Settlement Range Tips and Guidelines

1. Your Opening Position must strike a balance between being realistic yet optimistic.  The cliché, "successful negotiators ask for more and get more,” does have much truth. But, if you ask for too much, you increase the risk of deadlock (no deal).  Average negotiators tend to open too conservatively.  How can you set a realistic-yet-optimistic OP?  Factors include knowledge of the market, your competitors, your skill level, and whether or not you and the other party have other alternatives.
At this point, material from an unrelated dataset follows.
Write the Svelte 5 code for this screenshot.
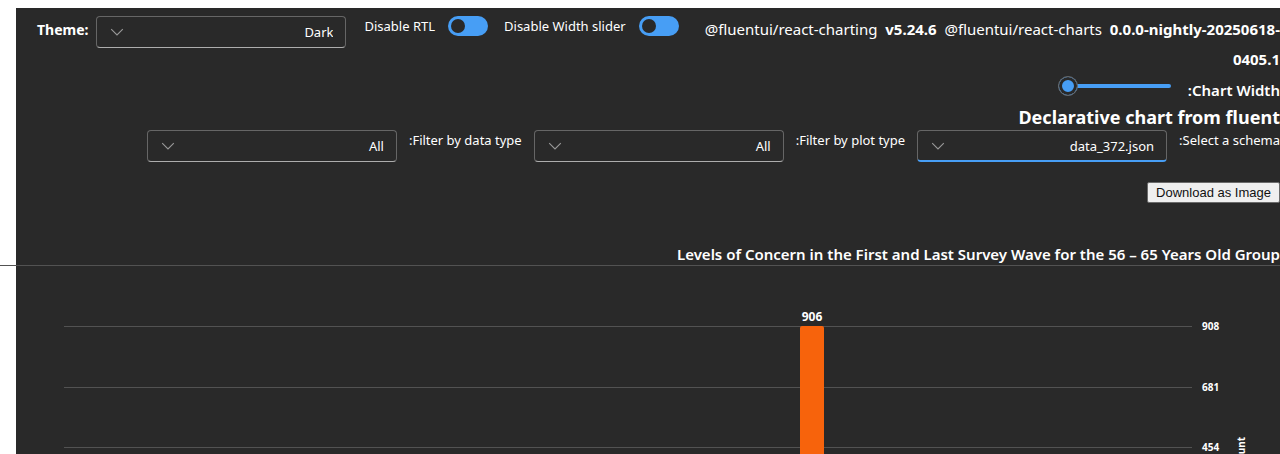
<script>
  let theme = $state('Dark');
  let rtlOff = $state(true);
  let sliderOff = $state(true);
  let chartWidth = $state(100);
  let filters = $state([
    { id: 'schema', label: 'Select a schema:', value: 'data_372.json', active: true },
    { id: 'plot', label: 'Filter by plot type:', value: 'All', active: false },
    { id: 'data', label: 'Filter by data type:', value: 'All', active: false }
  ]);

  let width = $state(1264);
  const ticks = [
    { value: 908, y: 61 },
    { value: 681, y: 122 },
    { value: 454, y: 182 },
    { value: 227, y: 243 },
    { value: 0, y: 304 }
  ];
  let plotEnd = $derived(width - 88);
  let barX = $derived(Math.round(48 + (plotEnd - 48) * 0.6525));
</script>

{#snippet chevron()}
  <svg class="chevron" width="20" height="20" viewBox="0 0 20 20" aria-hidden="true">
    <path d="M4.2 7.2 L10 13 L15.8 7.2" fill="none" stroke="#999" stroke-width="1.1" />
  </svg>
{/snippet}

<div class="app">
  <main class="page">
    <header>
      <div class="controls">
        <label class="theme" for="theme">Theme:</label>
        <div class="dropdown" dir="rtl">
          <select id="theme" bind:value={theme}>
            <option>Dark</option>
            <option>Light</option>
          </select>
          {@render chevron()}
        </div>
        <label class="toggle first">Disable RTL <input type="checkbox" role="switch" bind:checked={rtlOff} /></label>
        <label class="toggle">Disable Width slider <input type="checkbox" role="switch" bind:checked={sliderOff} /></label>
      </div>
      <p class="versions">
        @fluentui/react-charting&nbsp; <b>v5.24.6</b>&nbsp; @fluentui/react-charts&nbsp; <b>0.0.0-nightly-20250618-0405.1</b>
      </p>
    </header>

    <div class="width-row" dir="rtl">
      <label for="width">Chart Width:</label>
      <input id="width" type="range" min="0" max="100" bind:value={chartWidth} />
    </div>

    <h2 dir="rtl">Declarative chart from fluent</h2>

    <div class="filters" dir="rtl">
      {#each filters as f (f.id)}
        <label for={f.id}>{f.label}</label>
        <div class="dropdown" class:active={f.active}>
          <select id={f.id} bind:value={f.value}>
            <option>{f.value}</option>
          </select>
          {@render chevron()}
        </div>
      {/each}
    </div>

    <div class="actions" dir="rtl"><button type="button">Download as Image</button></div>

    <h3 dir="rtl">Levels of Concern in the First and Last Survey Wave for the 56 – 65 Years Old Group</h3>

    <div class="chart" bind:clientWidth={width}>
      <svg {width} height="320" role="img" aria-label="Bar chart">
        <line x1="-16" x2={width} y1="0.5" y2="0.5" />
        {#each ticks as t (t.value)}
          <line x1="48" x2={plotEnd} y1={t.y + 0.5} y2={t.y + 0.5} />
          <text class="tick" x={plotEnd + 10} y={t.y + 4}>{t.value}</text>
        {/each}
        <rect x={barX} y="61" width="24" height="243" rx="2" />
        <text class="value" x={barX + 12} y="56" text-anchor="middle">906</text>
        <text class="tick" transform="translate({width - 35} 172) rotate(-90)" text-anchor="end">Count</text>
      </svg>
    </div>
  </main>
</div>

<style>
  :global(body) {
    background: #fff;
  }
  .app {
    box-sizing: border-box;
    height: 100vh;
    overflow: hidden;
    padding: 8px 0 0 16px;
    font-family: "Noto Sans", "Open Sans", sans-serif;
    font-size: 13px;
    line-height: 20px;
    color: #fff;
  }
  .page {
    min-height: 100%;
    background: #292929;
  }
  header {
    display: flex;
    align-items: flex-start;
    padding: 6px 0 2px 21px;
  }
  .controls {
    display: flex;
    flex: none;
    align-items: flex-start;
    padding-top: 2px;
  }
  .theme {
    font-size: 14px;
    font-weight: 700;
    line-height: 28px;
    margin-right: 8px;
  }
  .dropdown {
    display: grid;
    flex: none;
    width: 250px;
    align-items: center;
  }
  select {
    grid-area: 1 / 1;
    appearance: none;
    box-sizing: border-box;
    width: 100%;
    height: 32px;
    margin: 0;
    padding: 0 12px;
    border: 1px solid #666;
    border-bottom-color: #adadad;
    border-radius: 4px;
    background: #292929;
    color: #fff;
    font: inherit;
  }
  .active select {
    border-bottom: 2px solid #479ef5;
  }
  .chevron {
    grid-area: 1 / 1;
    justify-self: end;
    margin-left: 11px;
    pointer-events: none;
  }
  .toggle {
    display: flex;
    flex: none;
    gap: 13px;
    margin-right: 16px;
  }
  .first {
    margin-left: 18px;
  }
  .toggle input {
    appearance: none;
    width: 40px;
    height: 20px;
    margin: 0;
    border-radius: 10px;
    background: #479ef5;
  }
  .toggle input::before {
    content: "";
    display: block;
    width: 14px;
    height: 14px;
    margin: 3px;
    border-radius: 50%;
    background: #292929;
  }
  .versions {
    flex: 1;
    margin: 0;
    font-size: 15px;
    line-height: 30px;
    text-align: right;
  }
  b {
    font-weight: 700;
  }
  .width-row {
    display: flex;
    align-items: flex-start;
    gap: 17px;
    padding-bottom: 1px;
    font-size: 15px;
    font-weight: 600;
    line-height: 28px;
  }
  .width-row input {
    appearance: none;
    width: 113px;
    height: 20px;
    margin: 0;
    background: transparent;
  }
  .width-row input::-webkit-slider-runnable-track {
    height: 4px;
    border-radius: 2px;
    background: #479ef5;
  }
  .width-row input::-webkit-slider-thumb {
    appearance: none;
    box-sizing: border-box;
    width: 20px;
    height: 20px;
    margin-top: -8px;
    border: 1px solid #666;
    border-radius: 50%;
    background: #479ef5;
    box-shadow: inset 0 0 0 3px #292929;
  }
  h2 {
    margin: 0 0 1px;
    font-size: 18px;
    font-weight: 700;
    line-height: 24px;
  }
  .filters {
    display: flex;
    align-items: flex-start;
    gap: 12px;
  }
  .filters label {
    white-space: nowrap;
  }
  .actions {
    display: flex;
    margin-top: 20px;
  }
  button {
    height: 21px;
    padding: 0 8px;
    border: 1px solid #6b6b6b;
    border-radius: 2px;
    background: #efefef;
    color: #111;
    font: 13px "Liberation Sans", Arial, sans-serif;
  }
  h3 {
    margin: 40px 0 0;
    font-size: 15px;
    font-weight: 600;
    line-height: 22px;
  }
  .chart svg {
    display: block;
    overflow: visible;
  }
  line {
    stroke: #525252;
  }
  rect {
    fill: #f7630c;
  }
  text {
    fill: #fff;
    font-weight: 700;
  }
  .tick {
    font-size: 10px;
  }
  .value {
    font-size: 12px;
  }
</style>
2. Consider the following, Here is a key planning question: How much room should you set between your OP and DSP?  In general, you need to have enough room to allow for the expected give-and-take of concessions by both sides.  Average negotiators don’t allow enough room, and tend to settle for less than their DSP.

3. Although it sounds obvious, always set a Walkaway.  Failure to set a WA increases the likelihood that you will make a bad deal. Average negotiators often believe that "no deal” is a sign of failure, and consequently don’t set or honor their WA. 

4. Finally, we are NOT saying that the desired goal of your negotiation is to walkway.  Next month we will focus on the skillful use of Currencies and Concessions to increase the likelihood that you reach an agreement that is mutually beneficial to both sides.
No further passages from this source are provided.